My Repeat Rate: 36% (was 18% before implementing retention strategies)

Increasing Repeat Rate:

  • Follow-up after sales ("Did your card arrive safely?")
  • Thank-you notes in packages
  • Loyalty discounts
  • Email newsletter with new inventory
  • Personalized recommendations

Setting Goals: The S.M.A.R.T. Framework

Bad Goal: "Make more money" Good Goal: "Increase monthly revenue from $3,000 to $5,000 by December 31st by expanding to TCGPlayer and adding supplies"

S.M.A.R.T. Goals:

  • Specific: Clear target (not vague)
  • Measurable: Quantifiable ($5,000, not "more")
  • Achievable: Realistic given resources
  • Relevant: Aligned with overall business vision
  • Time-bound: Deadline (by when?)

Example Goals:

Year 1 Goals (Starting Out):

  • Monthly revenue: $1,500-3,000 by Month 6
  • Profit margin: Maintain 35%+
  • List on 2 platforms (eBay + TCGPlayer)
  • Acquire 100 customers by Month 12
  • Build email list to 50 subscribers

Year 2 Goals (Growth Phase):

  • Monthly revenue: $5,000-8,000 by Month 24
  • Profit margin: Increase to 42%+
  • AOV: Increase from $25 to $40 through upselling
  • Repeat customer rate: 25%+
  • Launch 1 additional income stream (grading service or YouTube)

Year 3 Goals (Scaling):

  • Monthly revenue: $10,000-15,000 by Month 36
  • Profit margin: Maintain 40-45%
  • Inventory turnover: 5X per year
  • LTV: $150+ average
  • Automate 50% of routine tasks

My Actual Journey:

  • Year 1: $22K total revenue ($1,833/month average)
  • Year 2: $41K total revenue ($3,417/month average)
  • Year 3: $67K total revenue ($5,583/month average)
  • Year 5: $98K total revenue ($8,167/month average)
  • Today (Year 10+): $165K total revenue ($13,750/month average)

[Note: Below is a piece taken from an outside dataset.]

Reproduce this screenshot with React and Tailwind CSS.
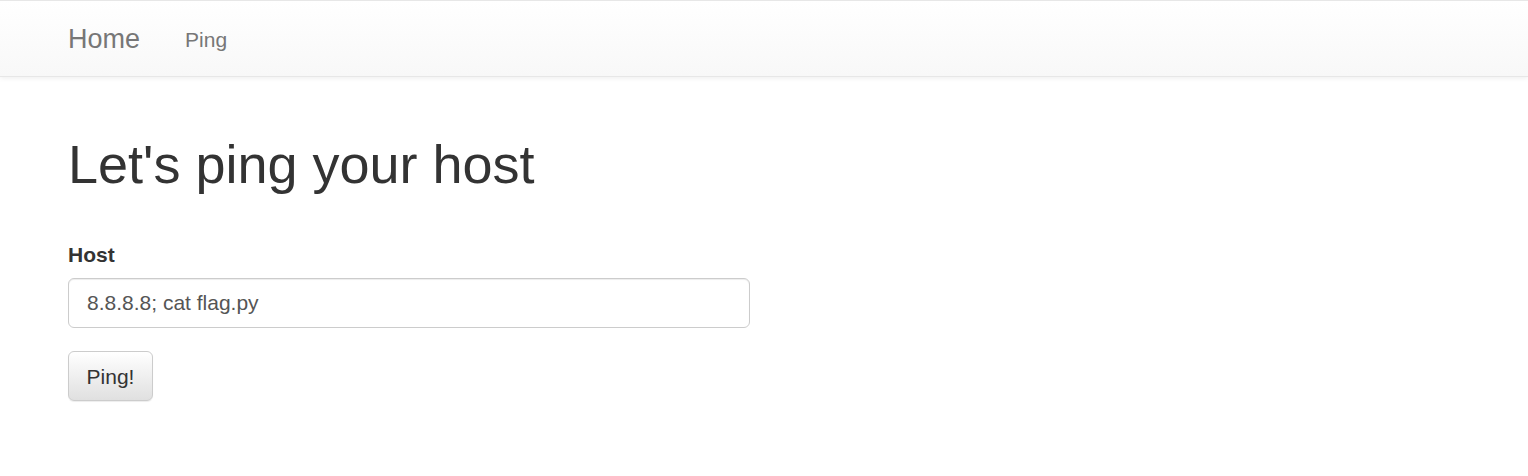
import { useState } from 'react';

export default function App() {
    const [host, setHost] = useState('8.8.8.8; cat flag.py');

    return (
        <div className="min-h-[476px] bg-white font-['Liberation_Sans',Arial,sans-serif] text-[#333]">
            {/* Navbar */}
            <nav className="h-[77px] border-t border-b border-[#e7e7e7] bg-gradient-to-b from-white to-[#f8f8f8] shadow-[0_1px_5px_rgba(0,0,0,0.075)]">
                <div className="flex h-full items-center pl-[68px]">
                    <a href="#" className="text-[27px] leading-none text-[#777] mt-[1px]">Home</a>
                    <a href="#" className="ml-[45px] text-[21px] leading-none text-[#777] mt-[1px]">Ping</a>
                </div>
            </nav>

            {/* Main content */}
            <div className="pl-[68px] pt-[58px]">
                <h1 className="text-[54px] leading-[1.1] font-normal text-[#333] mb-[46px]">Let's ping your host</h1>

                <form onSubmit={(e) => e.preventDefault()}>
                    <label className="block text-[21px] leading-[30px] font-bold mb-[8px]">Host</label>
                    <input
                        type="text"
                        value={host}
                        onChange={(e) => setHost(e.target.value)}
                        className="block w-[682px] h-[50px] px-[18px] py-[9px] text-[21px] text-[#555] bg-white border border-[#ccc] rounded-[6px] shadow-[inset_0_1px_1px_rgba(0,0,0,0.075)] outline-none"
                    />
                    <button
                        type="submit"
                        className="mt-[23px] h-[50px] w-[85px] text-[21px] text-[#333] border border-[#ccc] rounded-[6px] bg-gradient-to-b from-white to-[#e0e0e0] shadow-[inset_0_1px_0_rgba(255,255,255,0.15),0_1px_1px_rgba(0,0,0,0.075)]"
                    >
                        Ping!
                    </button>
                </form>
            </div>
        </div>
    );
}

Growth was gradual, not overnight.

Tracking Systems and Tools

Option 1: Google Sheets (My Primary Method)

Create Monthly Tracker:

  • Revenue by platform
  • Total costs
  • Profit
  • Number of orders
  • Number of customers
  • Average order value
  • Notes (what worked, what didn't)

Review Monthly: Compare to last month and last year same month.

Option 2: QuickBooks / Accounting Software

For Serious Businesses ($25-50/month):

  • Automatic transaction import
  • Profit & loss reports
  • Tax preparation ready
  • Professional financial statements

When to Upgrade: When revenue exceeds $50K/year or you hate spreadsheets.

Option 3: Platform Reports

Use Built-In Analytics:

  • eBay: Seller Hub (sales, fees, trends)
  • TCGPlayer: Seller Portal (revenue, margins, top sellers)
  • Mercari: Seller dashboard

Weekly Review: 30 minutes checking metrics, adjusting strategy.

Analyzing and Improving Metrics

Monthly Review Process (My System):

Step 1: Pull Numbers (15 minutes)

  • Revenue: $4,872
  • Profit: $2,047 (42% margin)
  • Orders: 87
  • AOV: $56
  • New customers: 43
  • Repeat customers: 24 (27.6% of orders)

Step 2: Compare to Last Month

  • Revenue up 12% (good!)
  • Profit margin same 42% (stable)
  • AOV up from $52 (upselling working!)
  • Repeat rate down from 31% (needs attention)

Step 3: Identify Issues

  • Why did repeat rate drop?
  • What's driving revenue increase?
  • Are costs creeping up?

Step 4: Adjust Strategy

  • Focus on retention: Email 30-day follow-ups
  • Continue upselling (it's working)
  • Monitor costs next month

This Process Takes 30-45 Minutes Monthly: Best ROI activity in business.

Action Steps

  1. This week: Create metrics tracking spreadsheet (revenue, profit, orders, customers)
  2. This week: Calculate your current metrics (where are you now?)
  3. This week: Set S.M.A.R.T. goals for next 3 months
  4. End of month: Review metrics, compare to goals
  5. Ongoing: Track all sales and costs consistently
  6. Quarterly: Big-picture review (are goals on track? Adjust strategy?)